Making the metal of a bushing porous so it can contain some oil is a known idea from long ago. Usually such bushings is made of bronze, sometimes brass, sometimes cast iron. The colour of the bushings in the exit unit led me to believe they are made of bronze, which is an alloy of copper and tin. Brass is an alloy of copper and zink. I should have tested with a file as bronze is much harder than brass. The way you make such parts is to press metal powder which the part is to be made of into a die where the pressure and temperature you press it with determines the porosity. It is possible to achieve porosities up to around 20 percent. But at high porosities the part becomes weaker.
Sintered bronze, brass and iron bushings use in copiers are made with a small amount of oil in them to begin with. Solid metal bushings are usually milled from solid rod and are usually milled over size and require a nylon, Teflon or delron insert. I have also seen bushings milled entirely from delron rods.

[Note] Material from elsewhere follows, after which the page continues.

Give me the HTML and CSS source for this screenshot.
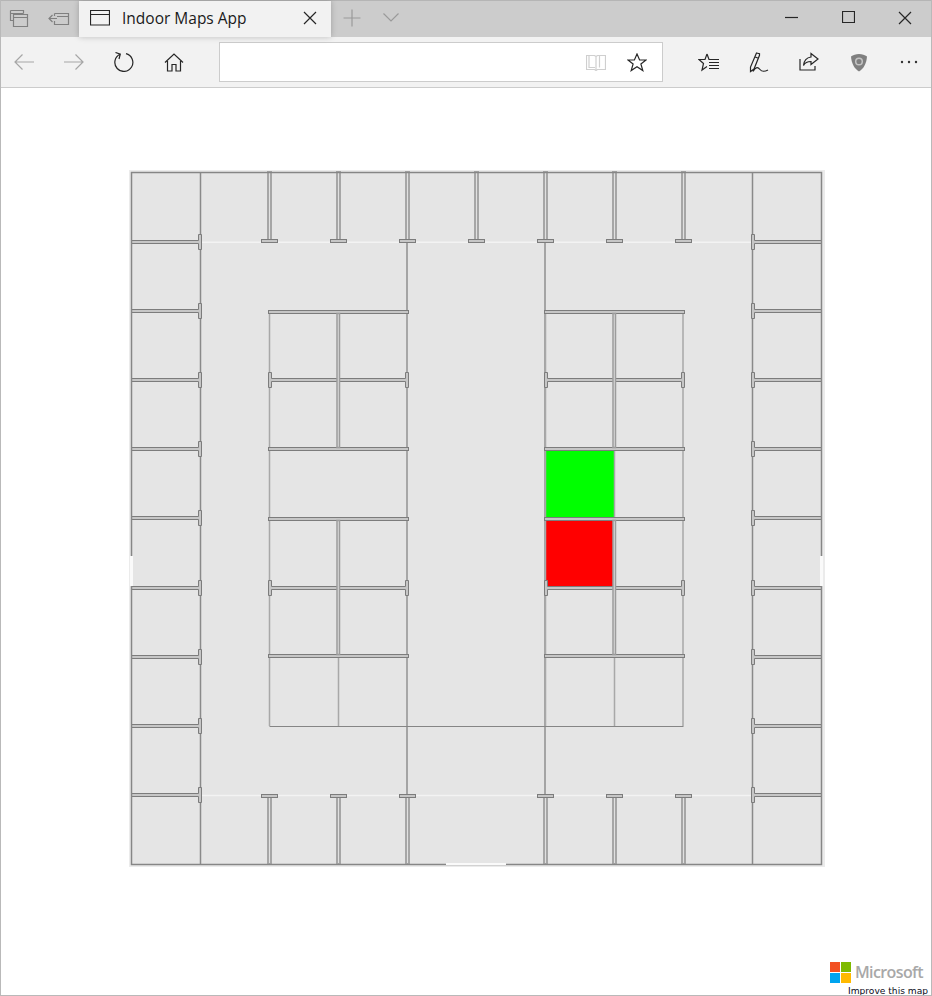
FILE: index.html
```html
<!DOCTYPE html>
<html lang="en">
<head>
<meta charset="utf-8">
<title>Indoor Maps App</title>
<link rel="stylesheet" href="styles.css">
</head>
<body>
<div class="window">
  <header class="chrome">
    <div class="tabstrip">
      <span class="btn strip-btn"><svg class="ico dim" width="20" height="20" viewBox="0 0 20 20"><path d="M1.5 2.5h13v3M1.5 2.5v10h3M1.5 5.5h13"/><path d="M4.5 6.5h14v12h-14zM4.5 9.5h14"/></svg></span>
      <span class="btn strip-btn"><svg class="ico dim" width="22" height="20" viewBox="0 0 22 20"><path d="M1 10.5h8M4.5 7l-3.500 3.500 3.500 3.500M6.500 5.500h14v11h-14V13M6.500 8V5.500M9 8.500h11.500"/></svg></span>
      <div class="tab">
        <svg class="ico" width="20" height="16" viewBox="0 0 20 16"><path d="M.5.500h19v14.500H.5zM.5 4.500h19"/></svg>
        <span class="tab-title">Indoor Maps App</span>
        <svg class="ico tab-close" width="14" height="14" viewBox="0 0 14 14"><path d="M1 1l12 12M13 1L1 13"/></svg>
      </div>
      <span class="btn new-tab"><svg class="ico faint" width="18" height="18" viewBox="0 0 18 18"><path d="M9 .5v17M.5 9h17"/></svg></span>
      <span class="btn tab-menu"><svg class="ico faint" width="16" height="9" viewBox="0 0 16 9"><path d="M.5.500l7.500 7.500 7.500-7.500"/></svg></span>
      <div class="winctl">
        <span class="btn win-btn"><svg class="ico" width="13" height="13" viewBox="0 0 13 13"><path d="M0 6.500h13"/></svg></span>
        <span class="btn win-btn"><svg class="ico" width="13" height="13" viewBox="0 0 13 13"><path d="M.5.500h12v11h-12z"/></svg></span>
        <span class="btn win-btn"><svg class="ico" width="14" height="14" viewBox="0 0 14 14"><path d="M1 1l12 12M13 1L1 13"/></svg></span>
      </div>
    </div>
    <div class="toolbar">
      <span class="btn tool"><svg class="ico pale" width="20" height="16" viewBox="0 0 20 16"><path d="M20 8H1M8.500.500L1 8l7.500 7.500"/></svg></span>
      <span class="btn tool"><svg class="ico pale" width="20" height="16" viewBox="0 0 20 16"><path d="M0 8h19M11.500.500L19 8l-7.500 7.500"/></svg></span>
      <span class="btn tool"><svg class="ico" width="20" height="20" viewBox="0 0 20 20"><path d="M6 2.300A9 9 0 1 0 12 1.700M1.500 .5L6.300 2.200 5 7"/></svg></span>
      <span class="btn tool"><svg class="ico" width="20" height="19" viewBox="0 0 20 19"><path d="M1 9.500L10 1l9 8.500M3.500 8v10h4.500v-6.500h4V18h4.500V8"/></svg></span>
      <div class="address">
        <span class="btn addr-book"><svg class="ico ghost" width="20" height="17" viewBox="0 0 20 17"><path d="M.5 1.500h8l1.500 1 1.500-1h8v14h-8l-1.500 1-1.500-1h-8zM10 2.500v13M3 1.500v12h6M13.500 1.500v12"/></svg></span>
        <span class="btn addr-star"><svg class="ico" width="20" height="19" viewBox="0 0 20 19"><path d="M10 1l2.600 6h6.400l-5.100 4 1.900 6.500L10 13.700l-5.800 3.800 1.900-6.500L1 7h6.400z"/></svg></span>
      </div>
      <div class="tool-right">
        <span class="btn tool"><svg class="ico" width="21" height="19" viewBox="0 0 21 19"><path d="M9 1l2 5.500h3M5.500 6.500H1l4.500 4L4 17l5-3.500M9 1L7 6.500H5.500M11 9.500h10M11 12.500h10M11 15.500h10M14 6.500h7"/></svg></span>
        <span class="btn tool"><svg class="ico" width="20" height="21" viewBox="0 0 20 21"><path d="M7.500 1l3 .7v1.600L5 17 1.500 19.500V15zM6.300 5l3 1.200M4 19.500c3-5 5-4.500 7-2s5 2 8 .5"/></svg></span>
        <span class="btn tool"><svg class="ico" width="20" height="20" viewBox="0 0 20 20"><path d="M1 7v11h15v-4M12 1.500l7 5.500-7 5.500V9.500c-4 0-6 1-7.500 4 .5-5 3.500-8 7.500-8.500z"/></svg></span>
        <span class="btn tool"><svg width="16" height="19" viewBox="0 0 16 19"><path class="shield" d="M8 1c3 0 6 1 8 2.500C15.500 10 13 15.500 8 18.500 3 15.500.5 10 0 3.500 2 2 5 1 8 1z"/><circle class="shield-mark" cx="8" cy="8.500" r="3.300"/></svg></span>
        <span class="btn tool"><svg width="18" height="4" viewBox="0 0 18 4"><circle class="dot" cx="2" cy="2" r="1.200"/><circle class="dot" cx="9" cy="2" r="1.200"/><circle class="dot" cx="16" cy="2" r="1.200"/></svg></span>
      </div>
    </div>
  </header>

  <main class="page">
    <svg class="plan" width="696" height="697" viewBox="129 170 696 697">
      <defs>
        <path id="wall-left" d="M131.500-1.500H198.500V-7.500H201.500V7.500H198.500V1.500H131.500Z"/>
        <path id="wall-right" d="M821.500-1.500H754.500V-7.500H751.500V7.500H754.500V1.500H821.500Z"/>
        <g id="spoke-top">
          <rect class="post" x="-1" y="172" width="3" height="68"/>
          <rect class="wall" x="-7.500" y="239.500" width="16" height="3"/>
        </g>
        <g id="spoke-bottom">
          <rect class="post" x="-1" y="797" width="3" height="67"/>
          <rect class="wall" x="-7.500" y="794.500" width="16" height="3"/>
        </g>
        <g id="block">
          <path class="thin" d="M269.500 311V726M407 311V726M338.500 656V726"/>
          <rect class="wall" x="268.500" y="310.500" width="140" height="3"/>
          <rect class="wall" x="268.500" y="447.500" width="140" height="3"/>
          <rect class="wall" x="268.500" y="517.500" width="140" height="3"/>
          <rect class="wall" x="268.500" y="654.500" width="140" height="3"/>
          <path class="wall" d="M271.500 378.500H405.500V372.500H408.500V387.500H405.500V381.500H271.500V387.500H268.500V372.500H271.500Z"/>
          <path class="wall" d="M271.500 586.500H405.500V580.500H408.500V595.500H405.500V589.500H271.500V595.500H268.500V580.500H271.500Z"/>
          <rect class="inner-post" x="337" y="313.500" width="2.500" height="134"/>
          <rect class="inner-post" x="337" y="520.500" width="2.500" height="134"/>
        </g>
      </defs>

      <rect class="halo" x="129" y="170" width="696" height="697"/>
      <rect class="floor" x="131.500" y="172.500" width="690" height="692"/>

      <path class="seam" d="M202 242.250H752M202 795.500H752"/>
      <path class="line" d="M200.500 172V864M752.500 172V864"/>
      <path class="mid" d="M407 243V795M545 243V795"/>

      <rect class="green" x="545" y="451" width="69" height="66"/>
      <rect class="red" x="546" y="521" width="67" height="65"/>

      <use href="#block"/>
      <use href="#block" x="276"/>
      <path class="thin" d="M614.500 451V517"/>
      <path class="dark" d="M269.500 726.500H683.500"/>

      <use class="wall" href="#wall-left" y="242"/>
      <use class="wall" href="#wall-left" y="311"/>
      <use class="wall" href="#wall-left" y="380"/>
      <use class="wall" href="#wall-left" y="449"/>
      <use class="wall" href="#wall-left" y="518"/>
      <use class="wall" href="#wall-left" y="588"/>
      <use class="wall" href="#wall-left" y="657"/>
      <use class="wall" href="#wall-left" y="726"/>
      <use class="wall" href="#wall-left" y="795"/>

      <use class="wall" href="#wall-right" y="242"/>
      <use class="wall" href="#wall-right" y="311"/>
      <use class="wall" href="#wall-right" y="380"/>
      <use class="wall" href="#wall-right" y="449"/>
      <use class="wall" href="#wall-right" y="518"/>
      <use class="wall" href="#wall-right" y="588"/>
      <use class="wall" href="#wall-right" y="657"/>
      <use class="wall" href="#wall-right" y="726"/>
      <use class="wall" href="#wall-right" y="795"/>

      <use href="#spoke-top" x="269"/>
      <use href="#spoke-top" x="338"/>
      <use href="#spoke-top" x="407"/>
      <use href="#spoke-top" x="476"/>
      <use href="#spoke-top" x="545"/>
      <use href="#spoke-top" x="614"/>
      <use href="#spoke-top" x="683"/>

      <use href="#spoke-bottom" x="269"/>
      <use href="#spoke-bottom" x="338"/>
      <use href="#spoke-bottom" x="407"/>
      <use href="#spoke-bottom" x="545"/>
      <use href="#spoke-bottom" x="614"/>
      <use href="#spoke-bottom" x="683"/>

      <rect class="frame" x="131.500" y="172.500" width="690" height="692"/>
      <rect class="door" x="446" y="863" width="60" height="2"/>
      <rect class="door" x="130" y="556" width="3" height="30"/>
      <rect class="door" x="820" y="556" width="3" height="30"/>
    </svg>

    <div class="attribution">
      <div class="brand">
        <span class="squares"><i class="sq sq-r"></i><i class="sq sq-g"></i><i class="sq sq-b"></i><i class="sq sq-y"></i></span>
        <span class="brand-name">Microsoft</span>
      </div>
      <div class="improve">Improve this map</div>
    </div>
  </main>
</div>
</body>
</html>
```

FILE: styles.css
```css
* { box-sizing: border-box; }
html, body { margin: 0; padding: 0; background: #fff; }
body { width: 932px; height: 996px; overflow: hidden; }

.window {
  width: 932px;
  height: 996px;
  border: 1px solid #b9b9b9;
  border-top: 0;
  display: flex;
  flex-direction: column;
  background: #fff;
}

.chrome { flex: none; height: 88px; display: flex; flex-direction: column; }

.btn { display: flex; align-items: center; justify-content: center; flex: none; }

.ico { fill: none; stroke: #262626; stroke-width: 1.2; display: block; }
.ico.dim { stroke: #808080; }
.ico.faint { stroke: #9a9a9a; }
.ico.pale { stroke: #a6a6a6; }
.ico.ghost { stroke: #cfcfcf; }

.tabstrip {
  height: 37px;
  flex: none;
  display: flex;
  align-items: center;
  padding-bottom: 3px;
  background: #cccccc;
  border-top: 1px solid #b5b5b5;
}
.strip-btn { width: 36px; height: 30px; margin-right: 4px; }

.tab {
  align-self: stretch;
  width: 252px;
  margin: 0 0 -3px -2px;
  padding: 0 14px 3px 11px;
  display: flex;
  align-items: center;
  gap: 12px;
  background: #f2f2f2;
  box-shadow: 0 0 6px rgba(0, 0, 0, .22);
  position: relative;
}
.tab-title {
  flex: 1;
  font: 15.5px/20px "Open Sans", "Noto Sans", sans-serif;
  color: #1a1a1a;
  white-space: nowrap;
}
.tab-close { flex: none; }

.new-tab { width: 42px; }
.tab-menu { width: 36px; }

.winctl { margin-left: auto; padding-right: 3px; display: flex; gap: 11px; }
.win-btn { width: 46px; height: 30px; }

.toolbar {
  height: 51px;
  flex: none;
  display: flex;
  align-items: center;
  gap: 5px;
  background: #f2f2f2;
  border-bottom: 1px solid #cccccc;
}
.tool { width: 45px; height: 40px; }

.address {
  width: 444px;
  height: 40px;
  margin-left: 18px;
  display: flex;
  align-items: center;
  justify-content: flex-end;
  background: #fff;
  border: 1px solid #cccccc;
}
.addr-book { width: 40px; }
.addr-star { width: 42px; margin-right: 4px; }

.tool-right { margin-left: auto; display: flex; gap: 5px; }

.shield { fill: #7f7f7f; }
.shield-mark { fill: none; stroke: #c4c4c4; stroke-width: 1.5; }
.dot { fill: #333333; }

.page { flex: 1; position: relative; padding: 82px 0 0 128px; overflow: hidden; }

.plan { display: block; }
.halo { fill: #ebebeb; }
.floor { fill: #e5e5e5; }
.seam { fill: none; stroke: #f3f3f3; stroke-width: 1.5; }
.line { fill: none; stroke: #8a8a8a; stroke-width: 1.5; }
.mid { fill: none; stroke: #a4a4a4; stroke-width: 2; }
.thin { fill: none; stroke: #a8a8a8; stroke-width: 1.5; }
.dark { fill: none; stroke: #858585; stroke-width: 1; }
.wall { fill: #c6c6c6; stroke: #7c7c7c; stroke-width: 1; }
.post { fill: #e0e0e0; stroke: #a6a6a6; stroke-width: 2; }
.inner-post { fill: #dcdcdc; stroke: #9c9c9c; stroke-width: 1.5; }
.frame { fill: none; stroke: #868686; stroke-width: 1.5; }
.door { fill: #fafafa; }
.green { fill: #00ff00; }
.red { fill: #ff0000; }

.attribution {
  position: absolute;
  right: 3px;
  bottom: -2px;
  display: flex;
  flex-direction: column;
  align-items: flex-end;
}
.brand { display: flex; align-items: center; gap: 4px; margin-right: 5px; }
.squares { display: grid; grid-template-columns: 10px 10px; grid-auto-rows: 10px; gap: 1px; }
.sq { display: block; }
.sq-r { background: #f25022; }
.sq-g { background: #7fba00; }
.sq-b { background: #00a4ef; }
.sq-y { background: #ffb900; }
.brand-name { font: 600 16px/22px "Open Sans", "Noto Sans", sans-serif; color: #a8a8a8; letter-spacing: -.6px; }
.improve { font: 9.1px/11px "DejaVu Sans", Verdana, sans-serif; color: #0a0a20; white-space: nowrap; margin-top: 3px; }
```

I had to dissect the machine agin, I felt an irresistible urge to know the exact processor in it
The processor is the lower part of the two missing it's heat sink.
It's an Intel Celeron at a paltry 600MHz with 512KB kache. 130nm process node, launched in 2003, so it was already an old (and cheap) part when this printer was launched in 2011.
It contains just 77 million transistors, compared to modern desktop processors containing around 10 billion transistors.